+++ SUPPLIED MATERIAL

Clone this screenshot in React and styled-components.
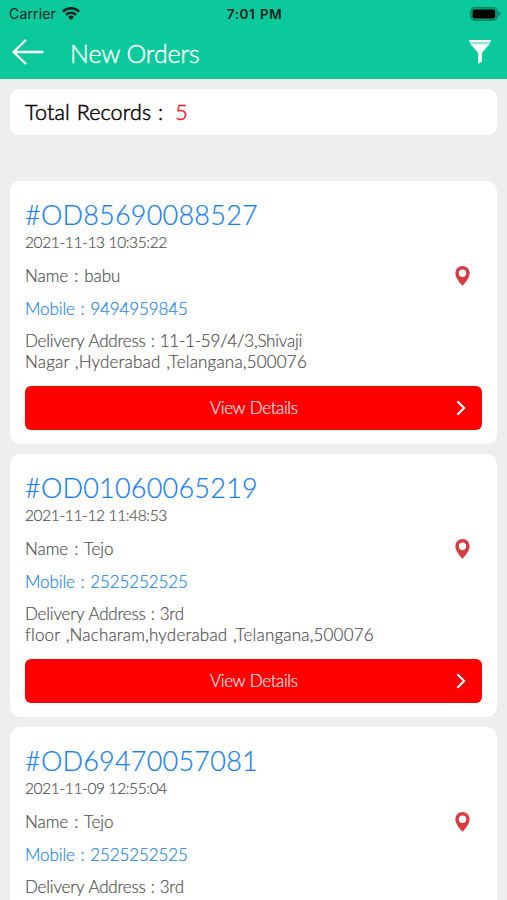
import React from "react";
import styled, { createGlobalStyle } from "styled-components";

const orders = [
  {
    id: "#OD85690088527",
    date: "2021-11-13 10:35:22",
    name: "babu",
    mobile: "9494959845",
    address: ["11-1-59/4/3,Shivaji", "Nagar ,Hyderabad ,Telangana,500076"]
  },
  {
    id: "#OD01060065219",
    date: "2021-11-12 11:48:53",
    name: "Tejo",
    mobile: "2525252525",
    address: ["3rd", "floor ,Nacharam,hyderabad ,Telangana,500076"]
  },
  {
    id: "#OD69470057081",
    date: "2021-11-09 12:55:04",
    name: "Tejo",
    mobile: "2525252525",
    address: ["3rd", "floor ,Nacharam,hyderabad ,Telangana,500076"]
  }
];

const WifiIcon = () => (
  <svg width="18" height="13" viewBox="0 0 18 13" fill="none" stroke="#04231a">
    <path d="M1 4.6a11.3 11.3 0 0 1 16 0" strokeWidth="2.5" />
    <path d="M3.9 7.8a7.2 7.2 0 0 1 10.2 0" strokeWidth="2.4" />
    <path d="M9 12.9 6.1 10a4.1 4.1 0 0 1 5.8 0z" fill="#04231a" stroke="none" />
  </svg>
);

const BatteryIcon = () => (
  <svg width="31" height="14" viewBox="0 0 31 14">
    <rect x="0.7" y="0.7" width="26.6" height="12.6" rx="4" fill="#08a67c" stroke="#067e5f" strokeWidth="1.2" />
    <rect x="2.6" y="2.5" width="22.6" height="9" rx="1.8" fill="#000" />
    <path d="M28.5 4.6c1.6.7 1.9 1.5 1.9 2.4s-.3 1.7-1.9 2.4z" fill="#067e5f" />
  </svg>
);

const BackIcon = () => (
  <svg width="32" height="26" viewBox="0 0 32 26" fill="none" stroke="#fff" strokeWidth="2.3" strokeLinecap="round" strokeLinejoin="round">
    <path d="M13.3 1.5 1.5 13l11.8 11.3M1.5 13h29" />
  </svg>
);

const FilterIcon = () => (
  <svg width="22" height="24" viewBox="0 0 22 24">
    <path d="M0 0h22l-.7 2.6H.7z" fill="#fff" />
    <path d="M.7 2.6h20.6l-1 1.9H1.7z" fill="#9ee7d2" />
    <path d="M1.7 4.3h18.6l-7.4 8.7v8.6L9.2 24V13z" fill="#fff" />
  </svg>
);

const PinIcon = () => (
  <svg width="15" height="20" viewBox="0 0 15 20">
    <path
      d="M7.5 0A7.2 7.2 0 0 0 .3 7.2C.3 12.4 7.5 19.8 7.5 19.8s7.2-7.4 7.2-12.6A7.2 7.2 0 0 0 7.5 0zm0 3.6a3.7 3.7 0 1 1 0 7.4 3.7 3.7 0 0 1 0-7.4z"
      fill="#d83b41"
    />
  </svg>
);

const ChevronIcon = () => (
  <svg width="10" height="16" viewBox="0 0 10 16" fill="none" stroke="#fff" strokeWidth="2.1">
    <path d="M1.3 1.3 8.2 8l-6.9 6.7" />
  </svg>
);

class OrderCard extends React.Component {
  render() {
    const { order } = this.props;
    return (
      <Card>
        <OrderId>{order.id}</OrderId>
        <OrderDate>{order.date}</OrderDate>
        <NameRow>
          <Detail>Name : {order.name}</Detail>
          <PinIcon />
        </NameRow>
        <Mobile>Mobile : {order.mobile}</Mobile>
        <Address>
          <AddressLine>Delivery Address : {order.address[0]}</AddressLine>
          <AddressLine $wide>{order.address[1]}</AddressLine>
        </Address>
        <DetailsButton>
          <ButtonLabel>View Details</ButtonLabel>
          <ChevronIcon />
        </DetailsButton>
      </Card>
    );
  }
}

const App = () => (
  <Screen>
    <GlobalStyle />
    <Header>
      <StatusBar>
        <Carrier>
          Carrier
          <WifiIcon />
        </Carrier>
        <Clock>7:01 PM</Clock>
        <Battery>
          <BatteryIcon />
        </Battery>
      </StatusBar>
      <NavBar>
        <BackIcon />
        <Title>New Orders</Title>
        <FilterIcon />
      </NavBar>
    </Header>
    <Total>
      Total Records :<Count>5</Count>
    </Total>
    <OrderList>
      {orders.map(order => (
        <OrderCard key={order.id} order={order} />
      ))}
    </OrderList>
  </Screen>
);

export default App;

const GlobalStyle = createGlobalStyle`
  * {
    box-sizing: border-box;
  }
  body {
    margin: 0;
    background: #eeeeee;
    overflow: hidden;
  }
  svg {
    display: block;
    flex-shrink: 0;
  }
`;

const Screen = styled.div`
  height: 900px;
  overflow: hidden;
  background: #eeeeee;
  font-family: Lato, sans-serif;
  white-space: nowrap;
`;

const Header = styled.div`
  height: 79px;
  background: #0bc99a;
`;

const StatusBar = styled.div`
  display: grid;
  grid-template-columns: 1fr auto 1fr;
  align-items: center;
  height: 27px;
  padding: 0 6px 0 9px;
  font-family: Inter, sans-serif;
  font-size: 14px;
  color: #04231a;
`;

const Carrier = styled.div`
  display: flex;
  align-items: center;
  gap: 6px;
  letter-spacing: 0.15px;
`;

const Clock = styled.div`
  padding-right: 1px;
  font-size: 13.5px;
  font-weight: 600;
  letter-spacing: 0.5px;
  word-spacing: 1px;
`;

const Battery = styled.div`
  display: flex;
  justify-content: flex-end;
`;

const NavBar = styled.div`
  display: flex;
  align-items: center;
  height: 50px;
  padding: 0 16px 0 12px;
`;

const Title = styled.div`
  flex: 1;
  margin-left: 26px;
  padding-top: 2px;
  font-size: 25px;
  font-weight: 300;
  line-height: 32px;
  letter-spacing: -0.1px;
  -webkit-text-stroke: 0.4px #fff;
  color: #fff;
`;

const Total = styled.div`
  display: flex;
  align-items: center;
  height: 46px;
  margin: 10px 10px 0;
  padding: 0 15px;
  border-radius: 9px;
  background: #fff;
  font-size: 21.5px;
  font-weight: 300;
  letter-spacing: 0.15px;
  word-spacing: 0.8px;
  -webkit-text-stroke: 0.5px currentColor;
  color: #000;
`;

const Count = styled.span`
  margin-left: 12px;
  color: #f4161c;
`;

const OrderList = styled.div`
  display: flex;
  flex-direction: column;
  gap: 10px;
  margin: 46px 10px 0;
`;

const Card = styled.div`
  height: 263px;
  padding: 16px 15px 0;
  border-radius: 10px;
  background: #fff;
  color: #505050;
  font-size: 17px;
  font-weight: 300;
  line-height: 20px;
  -webkit-text-stroke: 0.2px currentColor;
`;

const OrderId = styled.div`
  height: 34px;
  font-size: 27px;
  line-height: 35px;
  letter-spacing: 0.22px;
  color: #1580f2;
`;

const OrderDate = styled.div`
  font-size: 15.5px;
  line-height: 22px;
  letter-spacing: -0.37px;
`;

const NameRow = styled.div`
  display: flex;
  align-items: center;
  justify-content: space-between;
  margin-top: 13px;
  padding-right: 12px;
`;

const Detail = styled.div`
  letter-spacing: -0.05px;
  word-spacing: 1.5px;
`;

const Mobile = styled.div`
  margin-top: 13px;
  letter-spacing: -0.1px;
  word-spacing: 1.2px;
  color: #2486e6;
`;

const Address = styled.div`
  margin-top: 12px;
  line-height: 20.5px;
`;

const AddressLine = styled.div`
  letter-spacing: ${({ $wide }) => ($wide ? "0.18px" : "-0.2px")};
  word-spacing: ${({ $wide }) => ($wide ? "0.8px" : "0.7px")};
`;

const DetailsButton = styled.div`
  display: flex;
  align-items: center;
  height: 44px;
  margin-top: 14px;
  padding-right: 16.5px;
  border-radius: 6px;
  background: #fe0000;
`;

const ButtonLabel = styled.div`
  flex: 1;
  padding: 0 0 0 27px;
  text-align: center;
  letter-spacing: -0.4px;
  word-spacing: 0.8px;
  color: #ffe6e6;
`;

++++++

▸ **EXERCISE**: Search the lines for "React". Copy each line that has it.

▸ **EXERCISE ANSWER**:
Clone this screenshot in React and styled-components.
import React from "react";
class OrderCard extends React.Component {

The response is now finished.